/---
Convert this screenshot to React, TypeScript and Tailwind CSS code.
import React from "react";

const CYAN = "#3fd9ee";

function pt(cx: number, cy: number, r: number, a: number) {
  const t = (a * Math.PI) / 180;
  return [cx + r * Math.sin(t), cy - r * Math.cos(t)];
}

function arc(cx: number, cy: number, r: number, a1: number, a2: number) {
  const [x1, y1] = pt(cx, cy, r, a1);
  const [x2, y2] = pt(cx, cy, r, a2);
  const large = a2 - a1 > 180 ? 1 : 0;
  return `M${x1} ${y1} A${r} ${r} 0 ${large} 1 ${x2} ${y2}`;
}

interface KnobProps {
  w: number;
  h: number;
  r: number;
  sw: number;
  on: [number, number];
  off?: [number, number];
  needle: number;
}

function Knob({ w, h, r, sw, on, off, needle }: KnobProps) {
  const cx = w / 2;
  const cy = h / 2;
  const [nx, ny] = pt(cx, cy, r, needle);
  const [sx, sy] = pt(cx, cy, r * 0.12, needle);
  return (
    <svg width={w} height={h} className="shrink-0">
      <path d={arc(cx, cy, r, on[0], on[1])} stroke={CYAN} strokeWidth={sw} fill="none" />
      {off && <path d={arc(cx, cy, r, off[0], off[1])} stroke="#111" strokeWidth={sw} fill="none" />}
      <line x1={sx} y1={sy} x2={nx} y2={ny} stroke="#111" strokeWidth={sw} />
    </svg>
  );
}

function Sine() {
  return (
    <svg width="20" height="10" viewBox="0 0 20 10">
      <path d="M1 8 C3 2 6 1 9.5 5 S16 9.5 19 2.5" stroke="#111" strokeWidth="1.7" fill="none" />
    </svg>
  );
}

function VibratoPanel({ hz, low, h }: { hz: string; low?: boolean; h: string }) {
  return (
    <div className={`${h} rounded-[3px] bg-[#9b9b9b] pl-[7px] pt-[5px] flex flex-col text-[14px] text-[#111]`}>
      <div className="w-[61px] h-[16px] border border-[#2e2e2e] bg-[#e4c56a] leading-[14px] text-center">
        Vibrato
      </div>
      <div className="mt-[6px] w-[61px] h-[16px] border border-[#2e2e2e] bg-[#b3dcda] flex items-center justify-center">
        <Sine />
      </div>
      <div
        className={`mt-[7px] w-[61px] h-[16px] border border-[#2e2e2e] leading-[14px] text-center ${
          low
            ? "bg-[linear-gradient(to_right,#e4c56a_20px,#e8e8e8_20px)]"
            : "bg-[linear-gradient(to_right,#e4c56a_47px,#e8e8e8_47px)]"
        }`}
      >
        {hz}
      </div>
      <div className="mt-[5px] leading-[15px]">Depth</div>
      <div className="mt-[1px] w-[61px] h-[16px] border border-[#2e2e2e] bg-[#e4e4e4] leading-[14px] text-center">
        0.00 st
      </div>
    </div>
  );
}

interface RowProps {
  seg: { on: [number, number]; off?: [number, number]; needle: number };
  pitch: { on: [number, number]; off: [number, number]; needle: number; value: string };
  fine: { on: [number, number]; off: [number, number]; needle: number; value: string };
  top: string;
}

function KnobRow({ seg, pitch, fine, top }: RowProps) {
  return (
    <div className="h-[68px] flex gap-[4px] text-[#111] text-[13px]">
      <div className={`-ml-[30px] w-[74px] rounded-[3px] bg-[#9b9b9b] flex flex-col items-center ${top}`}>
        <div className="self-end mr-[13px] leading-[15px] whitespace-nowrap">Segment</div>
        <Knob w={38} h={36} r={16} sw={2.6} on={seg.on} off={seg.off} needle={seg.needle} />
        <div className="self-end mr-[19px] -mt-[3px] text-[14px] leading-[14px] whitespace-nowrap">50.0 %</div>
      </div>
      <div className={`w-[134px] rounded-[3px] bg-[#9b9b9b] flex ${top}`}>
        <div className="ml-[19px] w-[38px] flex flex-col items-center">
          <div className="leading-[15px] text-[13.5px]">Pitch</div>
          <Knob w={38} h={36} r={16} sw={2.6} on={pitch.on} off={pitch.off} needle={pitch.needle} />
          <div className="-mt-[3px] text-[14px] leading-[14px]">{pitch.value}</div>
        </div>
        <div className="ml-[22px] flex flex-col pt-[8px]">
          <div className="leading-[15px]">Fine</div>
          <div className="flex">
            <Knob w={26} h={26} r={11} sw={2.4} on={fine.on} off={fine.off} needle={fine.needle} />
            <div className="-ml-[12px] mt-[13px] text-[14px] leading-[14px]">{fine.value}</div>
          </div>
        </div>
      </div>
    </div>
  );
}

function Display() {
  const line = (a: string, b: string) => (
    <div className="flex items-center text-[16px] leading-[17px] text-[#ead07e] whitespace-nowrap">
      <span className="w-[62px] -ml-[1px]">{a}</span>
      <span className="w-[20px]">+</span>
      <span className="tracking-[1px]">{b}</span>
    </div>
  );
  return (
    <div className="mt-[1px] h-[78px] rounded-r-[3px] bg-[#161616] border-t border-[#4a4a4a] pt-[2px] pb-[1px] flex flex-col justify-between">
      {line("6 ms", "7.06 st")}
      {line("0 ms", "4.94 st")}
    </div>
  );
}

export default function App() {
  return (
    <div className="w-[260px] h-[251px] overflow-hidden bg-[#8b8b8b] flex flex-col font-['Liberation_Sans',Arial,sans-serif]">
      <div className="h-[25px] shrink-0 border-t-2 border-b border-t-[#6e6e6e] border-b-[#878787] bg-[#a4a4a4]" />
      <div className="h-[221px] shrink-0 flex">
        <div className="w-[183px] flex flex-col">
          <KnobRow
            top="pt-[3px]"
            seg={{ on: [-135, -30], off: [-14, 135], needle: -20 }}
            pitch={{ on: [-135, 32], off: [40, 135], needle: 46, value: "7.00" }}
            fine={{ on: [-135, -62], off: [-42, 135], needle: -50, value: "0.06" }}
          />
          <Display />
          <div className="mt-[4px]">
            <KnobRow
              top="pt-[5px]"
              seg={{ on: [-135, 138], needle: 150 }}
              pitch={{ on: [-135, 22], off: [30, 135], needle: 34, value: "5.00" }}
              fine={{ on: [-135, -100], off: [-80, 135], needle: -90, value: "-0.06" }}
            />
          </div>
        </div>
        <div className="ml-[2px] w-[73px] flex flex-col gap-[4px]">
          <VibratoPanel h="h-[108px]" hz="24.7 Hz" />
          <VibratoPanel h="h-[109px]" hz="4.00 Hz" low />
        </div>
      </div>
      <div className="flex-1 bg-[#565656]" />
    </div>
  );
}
\---
## Your goal
Please set down the whole listing above without altering a single line.

## Correct answer
Convert this screenshot to React, TypeScript and Tailwind CSS code.
import React from "react";

const CYAN = "#3fd9ee";

function pt(cx: number, cy: number, r: number, a: number) {
  const t = (a * Math.PI) / 180;
  return [cx + r * Math.sin(t), cy - r * Math.cos(t)];
}

function arc(cx: number, cy: number, r: number, a1: number, a2: number) {
  const [x1, y1] = pt(cx, cy, r, a1);
  const [x2, y2] = pt(cx, cy, r, a2);
  const large = a2 - a1 > 180 ? 1 : 0;
  return `M${x1} ${y1} A${r} ${r} 0 ${large} 1 ${x2} ${y2}`;
}

interface KnobProps {
  w: number;
  h: number;
  r: number;
  sw: number;
  on: [number, number];
  off?: [number, number];
  needle: number;
}

function Knob({ w, h, r, sw, on, off, needle }: KnobProps) {
  const cx = w / 2;
  const cy = h / 2;
  const [nx, ny] = pt(cx, cy, r, needle);
  const [sx, sy] = pt(cx, cy, r * 0.12, needle);
  return (
    <svg width={w} height={h} className="shrink-0">
      <path d={arc(cx, cy, r, on[0], on[1])} stroke={CYAN} strokeWidth={sw} fill="none" />
      {off && <path d={arc(cx, cy, r, off[0], off[1])} stroke="#111" strokeWidth={sw} fill="none" />}
      <line x1={sx} y1={sy} x2={nx} y2={ny} stroke="#111" strokeWidth={sw} />
    </svg>
  );
}

function Sine() {
  return (
    <svg width="20" height="10" viewBox="0 0 20 10">
      <path d="M1 8 C3 2 6 1 9.5 5 S16 9.5 19 2.5" stroke="#111" strokeWidth="1.7" fill="none" />
    </svg>
  );
}

function VibratoPanel({ hz, low, h }: { hz: string; low?: boolean; h: string }) {
  return (
    <div className={`${h} rounded-[3px] bg-[#9b9b9b] pl-[7px] pt-[5px] flex flex-col text-[14px] text-[#111]`}>
      <div className="w-[61px] h-[16px] border border-[#2e2e2e] bg-[#e4c56a] leading-[14px] text-center">
        Vibrato
      </div>
      <div className="mt-[6px] w-[61px] h-[16px] border border-[#2e2e2e] bg-[#b3dcda] flex items-center justify-center">
        <Sine />
      </div>
      <div
        className={`mt-[7px] w-[61px] h-[16px] border border-[#2e2e2e] leading-[14px] text-center ${
          low
            ? "bg-[linear-gradient(to_right,#e4c56a_20px,#e8e8e8_20px)]"
            : "bg-[linear-gradient(to_right,#e4c56a_47px,#e8e8e8_47px)]"
        }`}
      >
        {hz}
      </div>
      <div className="mt-[5px] leading-[15px]">Depth</div>
      <div className="mt-[1px] w-[61px] h-[16px] border border-[#2e2e2e] bg-[#e4e4e4] leading-[14px] text-center">
        0.00 st
      </div>
    </div>
  );
}

interface RowProps {
  seg: { on: [number, number]; off?: [number, number]; needle: number };
  pitch: { on: [number, number]; off: [number, number]; needle: number; value: string };
  fine: { on: [number, number]; off: [number, number]; needle: number; value: string };
  top: string;
}

function KnobRow({ seg, pitch, fine, top }: RowProps) {
  return (
    <div className="h-[68px] flex gap-[4px] text-[#111] text-[13px]">
      <div className={`-ml-[30px] w-[74px] rounded-[3px] bg-[#9b9b9b] flex flex-col items-center ${top}`}>
        <div className="self-end mr-[13px] leading-[15px] whitespace-nowrap">Segment</div>
        <Knob w={38} h={36} r={16} sw={2.6} on={seg.on} off={seg.off} needle={seg.needle} />
        <div className="self-end mr-[19px] -mt-[3px] text-[14px] leading-[14px] whitespace-nowrap">50.0 %</div>
      </div>
      <div className={`w-[134px] rounded-[3px] bg-[#9b9b9b] flex ${top}`}>
        <div className="ml-[19px] w-[38px] flex flex-col items-center">
          <div className="leading-[15px] text-[13.5px]">Pitch</div>
          <Knob w={38} h={36} r={16} sw={2.6} on={pitch.on} off={pitch.off} needle={pitch.needle} />
          <div className="-mt-[3px] text-[14px] leading-[14px]">{pitch.value}</div>
        </div>
        <div className="ml-[22px] flex flex-col pt-[8px]">
          <div className="leading-[15px]">Fine</div>
          <div className="flex">
            <Knob w={26} h={26} r={11} sw={2.4} on={fine.on} off={fine.off} needle={fine.needle} />
            <div className="-ml-[12px] mt-[13px] text-[14px] leading-[14px]">{fine.value}</div>
          </div>
        </div>
      </div>
    </div>
  );
}

function Display() {
  const line = (a: string, b: string) => (
    <div className="flex items-center text-[16px] leading-[17px] text-[#ead07e] whitespace-nowrap">
      <span className="w-[62px] -ml-[1px]">{a}</span>
      <span className="w-[20px]">+</span>
      <span className="tracking-[1px]">{b}</span>
    </div>
  );
  return (
    <div className="mt-[1px] h-[78px] rounded-r-[3px] bg-[#161616] border-t border-[#4a4a4a] pt-[2px] pb-[1px] flex flex-col justify-between">
      {line("6 ms", "7.06 st")}
      {line("0 ms", "4.94 st")}
    </div>
  );
}

export default function App() {
  return (
    <div className="w-[260px] h-[251px] overflow-hidden bg-[#8b8b8b] flex flex-col font-['Liberation_Sans',Arial,sans-serif]">
      <div className="h-[25px] shrink-0 border-t-2 border-b border-t-[#6e6e6e] border-b-[#878787] bg-[#a4a4a4]" />
      <div className="h-[221px] shrink-0 flex">
        <div className="w-[183px] flex flex-col">
          <KnobRow
            top="pt-[3px]"
            seg={{ on: [-135, -30], off: [-14, 135], needle: -20 }}
            pitch={{ on: [-135, 32], off: [40, 135], needle: 46, value: "7.00" }}
            fine={{ on: [-135, -62], off: [-42, 135], needle: -50, value: "0.06" }}
          />
          <Display />
          <div className="mt-[4px]">
            <KnobRow
              top="pt-[5px]"
              seg={{ on: [-135, 138], needle: 150 }}
              pitch={{ on: [-135, 22], off: [30, 135], needle: 34, value: "5.00" }}
              fine={{ on: [-135, -100], off: [-80, 135], needle: -90, value: "-0.06" }}
            />
          </div>
        </div>
        <div className="ml-[2px] w-[73px] flex flex-col gap-[4px]">
          <VibratoPanel h="h-[108px]" hz="24.7 Hz" />
          <VibratoPanel h="h-[109px]" hz="4.00 Hz" low />
        </div>
      </div>
      <div className="flex-1 bg-[#565656]" />
    </div>
  );
}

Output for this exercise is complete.